Eis aqui algumas das questões abordadas pelos reconhecidos pesquisadores Martin Seligman e David Myers sobre crenças tendenciosas:
  • Será que as crianças não precisam errar ou se sentir tristes, nervosas e zangadas se é que desejam conhecer sucesso, alegria, contentamento e afabilidade?
  • Será que as crianças não precisam aprender a encarar medos, tristezas e decepções tanto quanto situações mais positivas?
  • O que dizer do argumento "não há dias sem noite"? Será que evitar sentir-se mal torna mais difícil o sentir-se bem ou mesmo saber o que se sentir bem realmente significa?
  • Será que alguns dos adultos mais felizes e bem-sucedidos também não tiveram suas infâncias cheias de acontecimentos negativos?
  • Será que algumas das piores e mais cruéis pessoas do mundo não terão vindo, por vezes, de lares amorosos e protetores?
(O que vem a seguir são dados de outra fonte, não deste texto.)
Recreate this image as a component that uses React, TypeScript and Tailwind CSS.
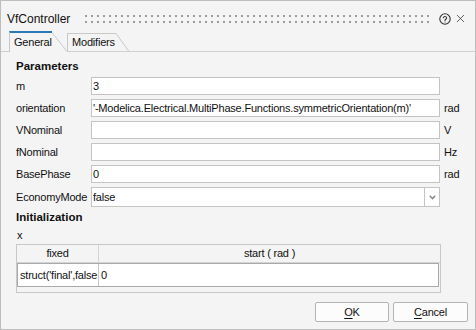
import { X } from "lucide-react";

const params = [
  { name: "m", value: "3", unit: "" },
  { name: "orientation", value: "'-Modelica.Electrical.MultiPhase.Functions.symmetricOrientation(m)'", unit: "rad" },
  { name: "VNominal", value: "", unit: "V" },
  { name: "fNominal", value: "", unit: "Hz" },
  { name: "BasePhase", value: "0", unit: "rad" },
];

function Grip() {
  return (
    <svg width="346" height="8" className="ml-[15px] shrink-0">
      <defs>
        <pattern id="dots" width="6" height="8" patternUnits="userSpaceOnUse">
          <rect x="0" y="0" width="2" height="2" fill="#9c9c9c" />
          <rect x="0" y="6" width="2" height="2" fill="#9c9c9c" />
        </pattern>
      </defs>
      <rect width="346" height="8" fill="url(#dots)" />
    </svg>
  );
}

function HelpIcon() {
  return (
    <svg width="12" height="12" viewBox="0 0 12 12" className="ml-[8px] shrink-0" fill="none" stroke="#333" strokeWidth="1.1">
      <circle cx="6" cy="6" r="5.2" />
      <path d="M4.3 4.7a1.75 1.75 0 0 1 3.4.4c0 1.1-1.7 1.3-1.7 2.4" strokeLinecap="round" />
      <circle cx="6" cy="9" r="0.6" fill="#333" stroke="none" />
    </svg>
  );
}

export default function App() {
  return (
    <div className="w-[476px] h-[330px] border border-[#bdbdbd] bg-[#f4f4f4] flex flex-col text-[#111] font-['Liberation_Sans',Arial,sans-serif] text-[11px] tracking-[-0.2px] overflow-hidden">
      {/* title bar */}
      <div className="h-[30px] pt-[5px] flex items-center pl-[6px]">
        <span className="text-[12px] tracking-normal leading-none">VfController</span>
        <Grip />
        <HelpIcon />
        <X size={13} strokeWidth={1.4} className="ml-[3px] text-[#333]" />
      </div>

      {/* tabs */}
      <div className="h-[21px] flex items-end">
        <div className="w-[8px] h-full border-b border-[#d0d0d0]" />
        <div className="h-[21px] flex">
          <div className="w-[43px] border-l border-l-[#c8c8c8] border-t-2 border-t-[#2b78b4] pl-[4px] flex items-center">
            General
          </div>
          <svg width="15" height="21" className="shrink-0">
            <line x1="0" y1="1.5" x2="15" y2="20.5" stroke="#c8c8c8" />
          </svg>
        </div>
        <div className="h-[19px] flex">
          <div className="w-[49px] border-l border-t border-b border-[#c8c8c8] border-b-[#d0d0d0] pl-[4px] flex items-center">
            Modifiers
          </div>
          <svg width="13" height="19" className="shrink-0">
            <line x1="0" y1="0.5" x2="13" y2="18.5" stroke="#c8c8c8" />
            <line x1="0" y1="18.5" x2="13" y2="18.5" stroke="#d0d0d0" />
          </svg>
        </div>
        <div className="flex-1 h-full border-b border-[#d0d0d0]" />
      </div>

      {/* panel */}
      <div className="flex-1 pl-[15px] flex flex-col">
        <div className="mt-[7px] leading-[14px] font-bold text-[11.5px] tracking-normal">Parameters</div>
        <div className="mt-[4px] grid grid-cols-[75px_349px_1fr] gap-y-[4px]">
          {params.map((p) => (
            <div key={p.name} className="contents">
              <div className="h-[18px] flex items-center">{p.name}</div>
              <div className="h-[18px] border border-[#c4c4c4] bg-white pl-[1px] flex items-center whitespace-nowrap overflow-hidden">
                {p.value}
              </div>
              <div className="h-[18px] flex items-center pl-[4px]">{p.unit}</div>
            </div>
          ))}
          <div className="h-[20px] flex items-center">EconomyMode</div>
          <div className="h-[20px] flex">
            <div className="flex-1 border border-[#c4c4c4] bg-white pl-[1px] flex items-center">false</div>
            <div className="w-[15px] border-y border-r border-[#c4c4c4] bg-white flex items-center justify-center">
              <svg width="7" height="5" viewBox="0 0 7 5" fill="none" stroke="#8a8a8a" strokeWidth="1.6">
                <path d="M0.8 0.8l2.7 2.7 2.7-2.7" />
              </svg>
            </div>
          </div>
          <div />
        </div>

        <div className="mt-[3px] leading-[14px] font-bold text-[11.5px] tracking-normal">Initialization</div>
        <div className="mt-[4px] leading-[14px] pl-[1px]">x</div>

        <div className="mt-[2px] w-[425px] border border-[#c8c8c8] bg-[#f4f4f4] flex flex-col">
          <div className="h-[18px] flex border-b border-[#d4d4d4]">
            <div className="w-[82px] border-r border-[#d4d4d4] flex items-center justify-center">fixed</div>
            <div className="flex-1 flex items-center justify-center">start ( rad )</div>
          </div>
          <div className="h-[24px] mr-[1px] flex border border-[#a9a9a9] bg-white">
            <div className="w-[81px] border-r border-[#c8c8c8] pl-[2px] flex items-center whitespace-nowrap overflow-hidden">
              struct('final',false,
            </div>
            <div className="flex-1 pl-[2px] flex items-center">0</div>
          </div>
          <div className="h-[5px]" />
        </div>
      </div>

      {/* footer */}
      <div className="h-[20px] mb-[7px] pr-[7px] flex justify-end gap-[4px]">
        <button className="w-[74px] h-[20px] border border-[#b4b4b4] bg-[#fcfcfc] rounded-[2px] text-[11px]">
          <span className="underline underline-offset-2">O</span>K
        </button>
        <button className="w-[75px] h-[20px] border border-[#b4b4b4] bg-[#fcfcfc] rounded-[2px] text-[11px]">
          <span className="underline underline-offset-2">C</span>ancel
        </button>
      </div>
    </div>
  );
}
  • Será realmente válida a antiga premissa de Freud sobre a importância da história passada?
Culpa: a nobre emoção
De acordo com os autoajudantes, a culpa é a emoção antifelicidade por excelência. Dizem eles que não podemos ser felizes quando nos sentimos culpados: eu, porém, afirmo que não podemos ser realmente felizes se não sentirmos culpa.

Acredito que a felicidade não é, de forma alguma, uma emoção isolada e individual. Ela, na verdade, depende de uma felicidade coletiva. Quando alguém se sente culpado, é porque, muitas vezes, sabe que golpeou aquela felicidade coletiva e, assim, não consegue sentir, ele mesmo, a felicidade.
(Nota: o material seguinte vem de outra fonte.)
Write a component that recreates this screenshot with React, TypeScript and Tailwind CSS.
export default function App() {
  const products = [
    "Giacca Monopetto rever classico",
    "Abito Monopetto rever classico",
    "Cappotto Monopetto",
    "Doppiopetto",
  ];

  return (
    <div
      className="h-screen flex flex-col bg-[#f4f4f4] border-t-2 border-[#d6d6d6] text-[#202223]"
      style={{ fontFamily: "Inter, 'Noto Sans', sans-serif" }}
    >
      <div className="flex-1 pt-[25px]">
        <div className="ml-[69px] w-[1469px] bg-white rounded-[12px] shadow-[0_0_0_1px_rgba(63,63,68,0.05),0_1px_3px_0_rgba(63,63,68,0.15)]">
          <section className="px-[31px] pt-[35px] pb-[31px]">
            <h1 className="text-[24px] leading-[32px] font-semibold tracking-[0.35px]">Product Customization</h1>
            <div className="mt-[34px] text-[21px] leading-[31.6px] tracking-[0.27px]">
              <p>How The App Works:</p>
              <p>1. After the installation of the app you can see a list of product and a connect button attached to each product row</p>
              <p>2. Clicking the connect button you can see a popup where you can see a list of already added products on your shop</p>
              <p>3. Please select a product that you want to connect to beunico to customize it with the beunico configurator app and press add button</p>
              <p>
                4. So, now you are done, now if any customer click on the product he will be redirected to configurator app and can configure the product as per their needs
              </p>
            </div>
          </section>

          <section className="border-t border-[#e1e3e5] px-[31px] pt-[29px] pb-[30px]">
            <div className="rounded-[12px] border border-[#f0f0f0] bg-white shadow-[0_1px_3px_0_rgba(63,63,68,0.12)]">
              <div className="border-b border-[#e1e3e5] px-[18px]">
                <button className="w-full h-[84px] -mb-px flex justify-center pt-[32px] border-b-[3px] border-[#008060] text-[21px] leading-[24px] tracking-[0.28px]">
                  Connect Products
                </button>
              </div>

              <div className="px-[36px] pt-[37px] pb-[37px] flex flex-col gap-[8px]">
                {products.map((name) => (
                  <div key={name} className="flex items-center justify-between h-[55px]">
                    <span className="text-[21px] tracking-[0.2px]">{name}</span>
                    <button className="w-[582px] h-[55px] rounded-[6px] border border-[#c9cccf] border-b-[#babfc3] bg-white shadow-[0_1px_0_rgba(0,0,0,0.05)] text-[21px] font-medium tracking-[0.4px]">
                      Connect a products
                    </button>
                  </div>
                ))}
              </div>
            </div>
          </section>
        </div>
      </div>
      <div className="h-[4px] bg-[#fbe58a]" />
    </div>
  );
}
Culpa é essencial para que verdadeiras mudanças aconteçam. Ela pode conduzir a uma consideração mais reflexiva sobre a vida, sobre como a levamos e como influenciamos a vida de outras pessoas. É possível que uma criança que aprende a não se sentir profundamente envergonhada por ter agredido um amigo jamais aprenda que bater é errado ou venha a perceber este princípio como uma regra arbitrária de autoridade. O cônjuge que trai, a pessoa que faz um comentário mordaz sobre um amigo, os pais que negligenciam um filho - todos deveriam se sentir culpados. Sem culpa, nós nos tornaríamos, na melhor das hipóteses, seres ensimesmados ou até mesmo sociopatas.

Nas palavras do psiquiatra Willard Gaylin a um entrevistador: "Todos os psicológos 'pop' estão orientando mal as pessoas no que se refere a culpa e consciência. A culpa é uma emoção nobre; a pessoa que não a sente é um monstro."